Three film studios are funding a VR store in LA that will use 16 cameras and sensors and capitalize on popular franchises.
Malls and other public venues give consumers an opportunity to see the value of VR headsets, but expensive in-store systems can be more technologically advanced, too (Source: Marco Verch/Flickr)
Getting virtual reality headsets to take off has proven challenging. One of the main challenges is the high price given that many people do not know what kind of experience to expect when using them. As VR headsets start making their way into movie theaters and theme parks, however, that might start to change. Perhaps the biggest potential for consumers to get an understanding of VR is at their local shopping mall.
VR experience areas were popping up in malls around China throughout 2016. Now, director Steven Spielberg and three studios want to launch their own VR stores in malls across the US. They already have plans to roll out a storefront in a Los Angeles mall this fall and are contemplating expansion next year.
The venture is called Dreamscape Immersive. It will adopt technology from Swiss company Artanim, which will employ 16 cameras and sensors that will accommodate up to six simultaneous users.

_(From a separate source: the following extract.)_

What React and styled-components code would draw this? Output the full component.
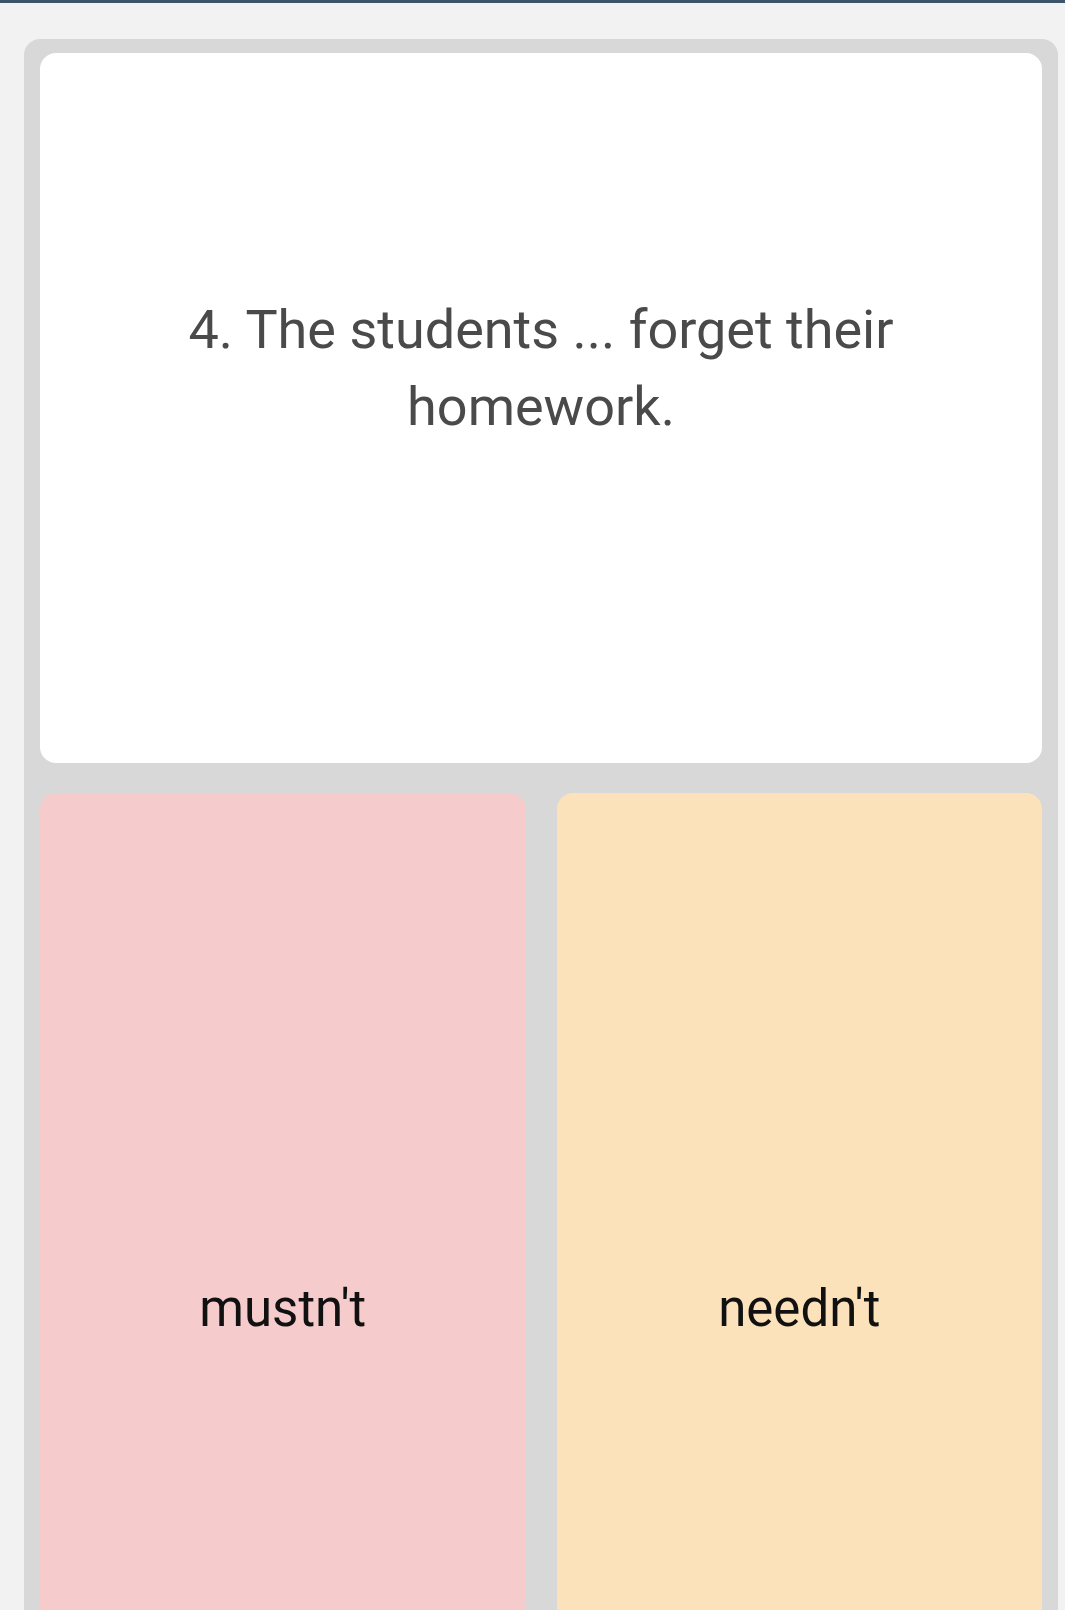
import React from 'react';
import styled, { createGlobalStyle } from 'styled-components';

const GlobalStyle = createGlobalStyle`
  html, body {
    margin: 0;
    padding: 0;
    background: #f2f2f2;
    font-family: Roboto, "Liberation Sans", sans-serif;
  }
`;

const TopBar = styled.div`
  height: 3px;
  background: #3e5468;
`;

const Page = styled.div`
  padding: 36px 7px 0 24px;
`;

const Panel = styled.div`
  background: #d8d8d8;
  border-radius: 16px 16px 0 0;
  padding: 14px 16px 0 16px;
  display: flex;
  flex-direction: column;
  gap: 30px;
`;

const QuestionCard = styled.div`
  background: #ffffff;
  border-radius: 16px;
  height: 710px;
  display: flex;
  align-items: center;
  justify-content: center;
  padding: 0 140px 80px;
  box-sizing: border-box;
`;

const Question = styled.p`
  margin: 0;
  text-align: center;
  font-size: 54px;
  line-height: 77px;
  color: #4a4a4a;
`;

const Answers = styled.div`
  display: grid;
  grid-template-columns: 1fr 1fr;
  gap: 31px;
`;

const Answer = styled.button`
  height: 1030px;
  border: none;
  border-radius: 16px 16px 0 0;
  background: ${(p) => p.$bg};
  font-family: Roboto, "Liberation Sans", sans-serif;
  font-size: 51px;
  color: #111111;
  display: flex;
  align-items: center;
  justify-content: center;
  padding: 0;
  cursor: pointer;
`;

export default function App() {
  return (
    <>
      <GlobalStyle />
      <TopBar />
      <Page>
        <Panel>
          <QuestionCard>
            <Question>4. The students ... forget their homework.</Question>
          </QuestionCard>
          <Answers>
            <Answer $bg="#f6cbcc">mustn't</Answer>
            <Answer $bg="#fbe2bb">needn't</Answer>
          </Answers>
        </Panel>
      </Page>
    </>
  );
}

This makes the technology much more sophisticated than what is currently possible with home systems from Sony, HTC and Facebook's Oculus.
In addition to the improved technology, the VR environments will be related to major film franchises. The VR experience, in this case, would not just be about the technology and gameplay. The film studios want to leverage their intellectual property to get people into the store. What this means for development of similar content for the home is an open question, but it is not hard to imagine developers putting precedence on in-store experiences from which repeat visits can generate more profit.